In der «Jung & Alt»-Kolumne schreibt unser Autor Ludwig Hasler, 78, alternierend mit Samantha Zaugg, Journalistin, 28. Diese Woche geht es um die Frage, wie man sich bei philosophischer Orientierungslosigkeit neu aufstellen kann.
Lieber Ludwig,
Problemhaufen, wie du das nennst, ist ein sehr passendes Bild. Manchmal kann man sich in Probleme ja regelrecht versteigen. Jedes Problem, das man angeht, offenbart ein neues, die Probleme werden immer mehr und immer grösser. Man weiss gar nicht, wo anfangen, kein Ende in Sicht. Sisyphus kommt dir in den Sinn.

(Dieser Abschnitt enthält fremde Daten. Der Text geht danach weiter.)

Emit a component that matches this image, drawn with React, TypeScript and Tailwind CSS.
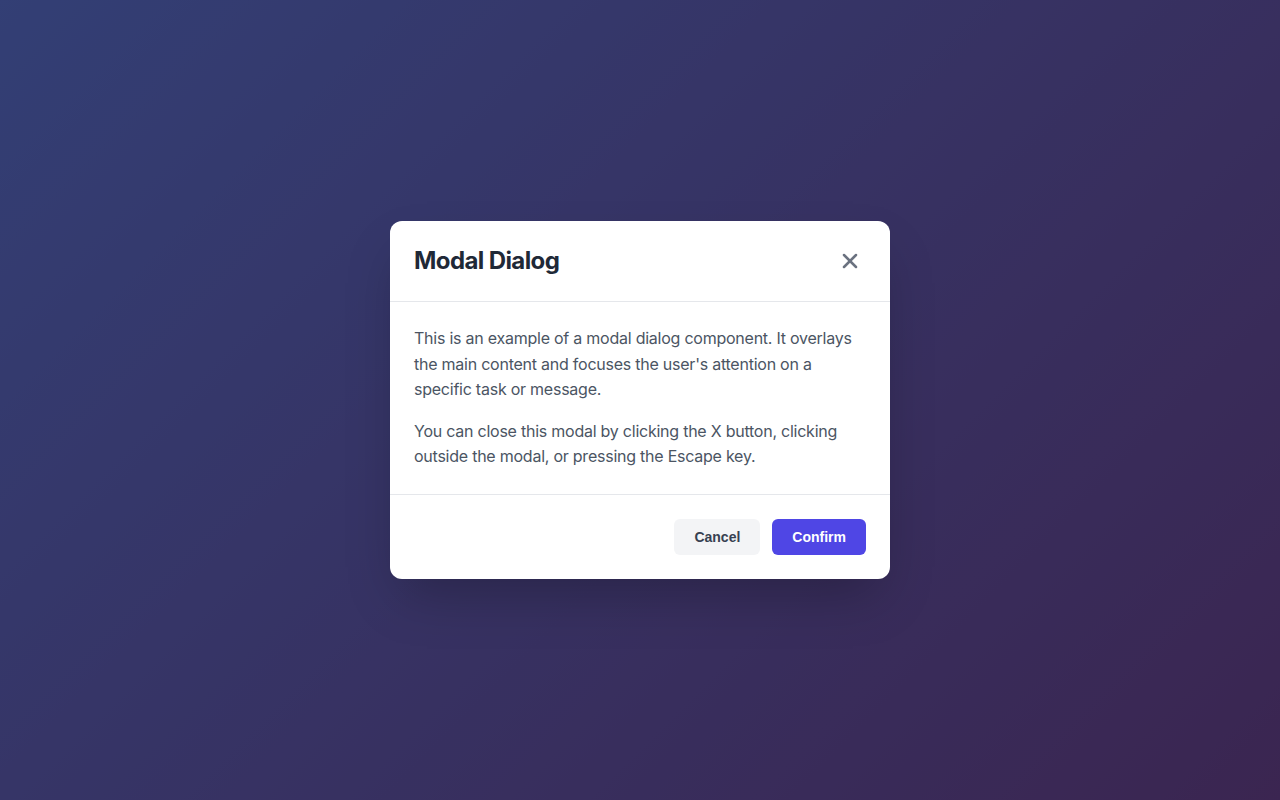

Durchaus passend. Doch wenn ich überlege, wie ich mich in solchen Situationen jeweils fühle, dann denke ich, der Sisyphus hatte es noch gut. Er wusste wenigstens, in welche Richtung sein Stein muss, nämlich nach oben. In der aktuellen Weltlage weiss ich manchmal nicht mal, wohin mit dem Stein. Nach oben? Nach unten? Auf die Seite? Und wo ist der Stein überhaupt? Wo bin ich? Bin ich am Ende selbst der Stein? Keine Ahnung. Dann denkt man, na gut, es spielt ohnehin alles keine Rolle, ich kann also grad so gut nichts machen. Das wäre dann Nihilismus, also die philosophische Anschauung von der Nichtigkeit des Seins.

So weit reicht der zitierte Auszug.